Two states, California and Alabama, have considered similar bingo issues. Both cases, People v. 8,000 Punchboard Card Devices, 142 Cal. App. 3d 618, 191 Cal. Rptr. 154 (1983), and City of Piedmont v. Evans, 642 So. 2d 435 (Ala. 1994), are discussed by the majority. If anything, Punchboard and City of Piedmont indirectly support the constitutionality of K.S.A. 1993 Supp. 79-4701(c). In Punchboard, the State of California unsuccessfully advanced the same argument on behalf of California that the Kansas Attorney General’s office has presented to us. The California Court of Appeal stated:
“Neither the express language of article IV, section 19, subdivision (c) [of the California Constitution] nor any clear import to be divined from the constitutional amendment, demonstrate that die statutory definition of bingo as amended in 1979 is unreasonable or clearly inconsistent with the Constitution. We therefore cannot accept the Attorney General’s view that punchboard bingo is not constitutionally authorized.” 142 Cal. App. 3d at 622.
Of marked significance is the language the California Constitution did not contain but which the Kansas framers included in Art. 15, § 3a, i.e., “games of ‘bingo’ as defined by law.” The California Constitution states that “ ‘the Legislature by statute may authorize cities and counties to provide for bingo games, but only for charitable purposes.’ ” 142 Cal. App. 3d at 620. No constitutional responsibility for defining bingo games was given to the *766California Legislature, yet the California Court of Appeal still deferred to the legislature’s decision upon concluding that “bingo” could mean many different things. Consequently, Punchboard weighs in favor of the constitutionality of K.S.A. 1993 Supp. 79-4701(c) under a Kansas Constitution that entrusts the definition of bingo to the legislature.
Of equal significance is the language not found in the Alabama Constitution reviewed in City of Piedmont.
The constitutional language at issue in City of Piedmont is:
“Amendment No. 508
“BINGO GAMES IN CALHOUN COUNTY.
“The operation of bingo games for prizes or money by certain nonprofit organizations for charitable, educational, or other lawful purposes shall be legal in Calhoun county, subject to the provisions of any resolution or ordinance by the county governing body or the governing bodies of the respective cities and towns, within their respective jurisdictions as provided by law regulating such operation. The said governing bodies shall have the authority to promulgate rules and regulations for the issuance of permits or licenses and/or operation of bingo games, within their respective jurisdictions . . . ." (Emphasis added.) Ala. Const., Amend. No. 508, Vol. 2, Ala. Code (1990).

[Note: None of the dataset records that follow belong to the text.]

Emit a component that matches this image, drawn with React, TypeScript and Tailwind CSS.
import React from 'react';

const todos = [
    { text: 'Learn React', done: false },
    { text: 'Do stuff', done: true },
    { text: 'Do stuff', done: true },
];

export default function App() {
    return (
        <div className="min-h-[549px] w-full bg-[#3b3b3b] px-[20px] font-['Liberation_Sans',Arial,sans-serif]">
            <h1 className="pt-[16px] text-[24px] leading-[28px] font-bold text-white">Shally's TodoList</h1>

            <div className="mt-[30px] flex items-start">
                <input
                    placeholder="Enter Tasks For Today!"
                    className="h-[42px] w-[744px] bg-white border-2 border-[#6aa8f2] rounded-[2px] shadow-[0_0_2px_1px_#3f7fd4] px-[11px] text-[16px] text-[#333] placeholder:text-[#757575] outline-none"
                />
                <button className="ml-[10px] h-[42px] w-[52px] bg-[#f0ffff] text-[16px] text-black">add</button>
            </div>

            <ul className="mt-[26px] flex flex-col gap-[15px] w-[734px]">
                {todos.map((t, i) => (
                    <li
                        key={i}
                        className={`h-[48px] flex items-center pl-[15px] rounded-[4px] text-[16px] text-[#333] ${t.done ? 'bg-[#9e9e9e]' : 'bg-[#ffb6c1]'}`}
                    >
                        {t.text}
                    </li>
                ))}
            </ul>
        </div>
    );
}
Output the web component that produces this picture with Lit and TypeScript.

The result in City of Piedmont is understandable. The people of Alabama did not vest the authority to “define games of bingo” in either the Alabama Legislature or the various governing bodies of Calhoun County.

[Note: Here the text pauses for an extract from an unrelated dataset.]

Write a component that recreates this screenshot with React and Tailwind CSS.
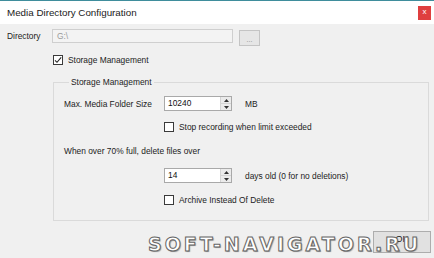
import React from 'react'

const ui = "[font-family:'Liberation_Sans',Arial,sans-serif]"

function Check({ checked }) {
  return (
    <span className="flex h-[10px] w-[10px] shrink-0 items-center justify-center border border-[#3a3a3a] bg-white">
      {checked && (
        <svg width="8" height="8" viewBox="0 0 8 8">
          <path d="M1 4.3 L3 6.3 L7.2 1.4" fill="none" stroke="#222" strokeWidth="1.1" />
        </svg>
      )}
    </span>
  )
}

function Spin({ value }) {
  return (
    <div className="flex h-[15px] w-[68px] border border-[#a9a9a9] bg-white">
      <span className="flex-1 pl-[3px] leading-[13px] text-[#111]">{value}</span>
      <div className="flex w-[11px] flex-col border-l border-[#d4d4d4]">
        <span className="flex flex-1 items-center justify-center border-b border-[#d4d4d4] bg-[#ebebeb]">
          <svg width="5" height="3" viewBox="0 0 5 3">
            <path d="M0 3 L2.5 0 L5 3 Z" fill="#333" />
          </svg>
        </span>
        <span className="flex flex-1 items-center justify-center bg-[#ebebeb]">
          <svg width="5" height="3" viewBox="0 0 5 3">
            <path d="M0 0 L2.5 3 L5 0 Z" fill="#333" />
          </svg>
        </span>
      </div>
    </div>
  )
}

export default function App() {
  return (
    <div className={`relative flex h-[258px] w-[434px] flex-col overflow-hidden border-t border-[#3f8d9c] bg-[#f0f0f0] text-[8.4px] leading-[10px] text-[#1c1c1c] ${ui}`}>
      {/* title bar */}
      <div className="flex h-[23px] items-center justify-between bg-white pl-[7px] pr-[3px]">
        <span className="text-[9.8px] text-[#1a1a1a]">Media Directory Configuration</span>
        <span className="flex h-[14px] w-[13px] items-center justify-center bg-[#df3f3f] pb-[1px] text-[8px] text-white">
          x
        </span>
      </div>

      <div className="flex flex-col pl-[7px]">
        {/* directory row */}
        <div className="mt-[5px] flex h-[16px] items-start">
          <span className="mt-[2px] w-[45px]">Directory</span>
          <div className="flex h-[14px] w-[181px] items-center border border-[#cfcfcf] bg-[#f3f3f3] pl-[4px] text-[#9a9a9a]">
            G:\
          </div>
          <div className="ml-[6px] mt-[1px] flex h-[16px] w-[21px] items-end justify-center border border-[#c4c4c4] bg-[#e6e6e6] pb-[2px] text-[7px] leading-[7px] text-[#8a8a8a]">
            ...
          </div>
        </div>

        {/* storage checkbox */}
        <div className="ml-[46px] mt-[10px] flex h-[10px] items-center gap-[5px]">
          <Check checked />
          <span>Storage Management</span>
        </div>

        {/* group */}
        <fieldset className="ml-[46px] mt-[12px] w-[376px] border border-[#dadada] pb-[15px] pl-[10px] pt-[9px]">
          <legend className="ml-[5px] px-[2px] leading-[10px]">Storage Management</legend>

          <div className="flex h-[15px] items-center">
            <span className="w-[100px]">Max. Media Folder Size</span>
            <Spin value="10240" />
            <span className="ml-[13px]">MB</span>
          </div>

          <div className="ml-[100px] mt-[10px] flex h-[11px] items-center gap-[5px]">
            <Check />
            <span>Stop recording when limit exceeded</span>
          </div>

          <div className="mt-[14px] flex h-[10px] items-center">
            <span>When over 70% full, delete files over</span>
          </div>

          <div className="ml-[100px] mt-[12px] flex h-[15px] items-center">
            <Spin value="14" />
            <span className="ml-[13px]">days old (0 for no deletions)</span>
          </div>

          <div className="ml-[100px] mt-[12px] flex h-[10px] items-center gap-[5px]">
            <Check />
            <span>Archive Instead Of Delete</span>
          </div>
        </fieldset>

        {/* OK button */}
        <div className="mr-[3px] mt-[10px] flex h-[22px] w-[58px] items-start justify-center self-end border border-[#adadad] bg-[#e1e1e1] pt-[2px] text-[9px]">
          OK
        </div>
      </div>

      {/* watermark */}
      <div className="absolute left-[148px] top-[233px] text-[19px] font-bold leading-[21px] tracking-[3px] text-white [-webkit-text-stroke:1px_#666] [font-family:'DejaVu_Sans',Verdana,sans-serif] [text-shadow:1px_1px_1px_rgba(0,0,0,0.35)]">
        SOFT-NAVIGATOR.RU
      </div>
    </div>
  )
}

The majority quotes the observations as to the various types of bingo in Punchboard, 142 Cal. App. 3d at 621-22. I also agree with the majority’s determination that the record lacks any evidence which would indicate what the framers and voters thought or intended when approving the language in Art. 15, § 3a. Therefore, we are restricted to examining the plain language of the amendment, giving each word due force and applying the common meaning of the words used. The relevant language of the amendment grants the legislature full authority in defining the term “bingo.” The constitution places the responsibility for defining “bingo” with the legislature, not with this court. The majority defines bingo based upon the configuration of the numbers on a card and the process selected by the legislature to determine the winning combination of numbers.
*767I conclude that the more plausible explanation of the usage of the plural for the word game indicates a contemplation of the existence of more than one type of “bingo game.” The question is whether it is rational to conclude that “instant bingo” is in fact a “game of bingo” which may have been contemplated. My view is influenced by the conclusion in Punchboard that no common meaning of the term bingo exists. 142 Cal. App. 3d at 622.

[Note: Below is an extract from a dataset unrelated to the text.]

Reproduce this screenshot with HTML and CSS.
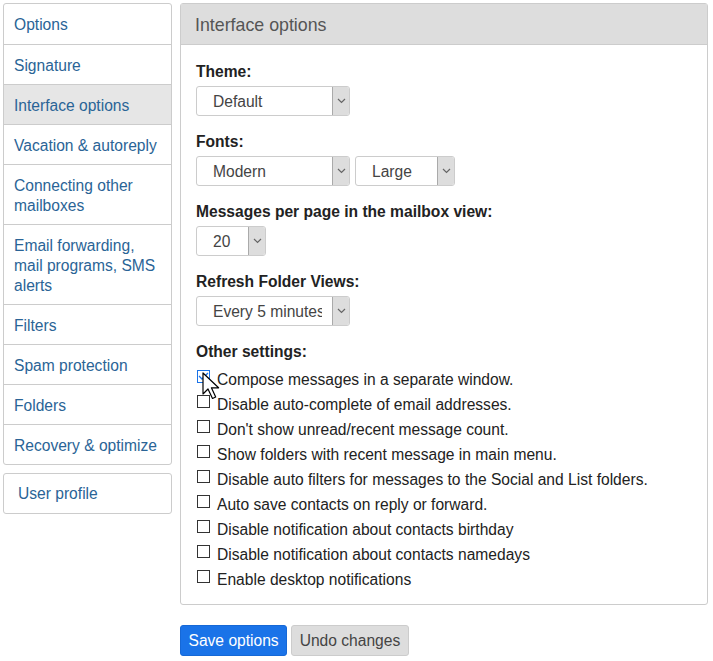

The majority glides over the character of the two games by noting, “We have carefully reviewed the alleged similarities and, rather than discuss each one, suffice it to say we are not persuaded by them. . . . These so-called basic elements or characteristics are nothing more than a play upon the words of the constitution and the statutes regulating bingo. We find none of them to be a true characteristic inherent in bingo or similar games.” I do not agree. A review of the elements of call bingo and instant bingo suggests similarities in the games. Both are games of chance that: (1) involve pre-printed cards; (2) provide the player an opportunity to win or lose that is determined by the particular card first purchased or acquired; the games are won or lost when the cards are purchased, as no two cards are identical; (3) regulate the amount that any individual can wager; (4) preserve the requirement that the game be operated only by nonprofit charitable, educational, religious, fraternal, or veterans organizations; (5) announce the prize and guarantee a winner or winners out of a finite number of participants; (6) ensure that proceeds derived from the operation of the game do not go to any individual interest but are for the benefit of the appropriate nonprofit entity conducting the game; (7) require players to play against each other and not against the “house”; (8) are conducted in the presence of the participants; and (9) subject the operation and conduct of the games to taxation to pay for the cost of licensing, inspecting, and regulating the conduct of the game, as well as to pay for other programs under state control. K.S.A. 1993 Supp. 79-4701; K.S.A. 1993 Supp. 79-4704. While I agree that the legislature’s authority to define “games of bingo” is not unlimited, I view the K.S.A. 1993 Supp. 79-4701(c) game of “instant bingo” as an envisioned expansion of the constitutional mandate set forth in Art. 15, § 3a.
*768I separate from the majority over the emphasis to be placed on the Art. 15, § 3a constitutional grant to the legislature as the branch of government to define “games of bingo.” Specifically pinpointing legislative definitional authority appears unique to the Kansas Constitution. The parties have not directed us to a similar constitutional provision. Rather than crafting a rationale dependent on the anecdotal remembrances of what the majority thinks bingo should be, I would leave the definitional responsibility for “games of bingo” where the constitution put it, with the legislature.
Davis, J., joins the foregoing dissenting opinion.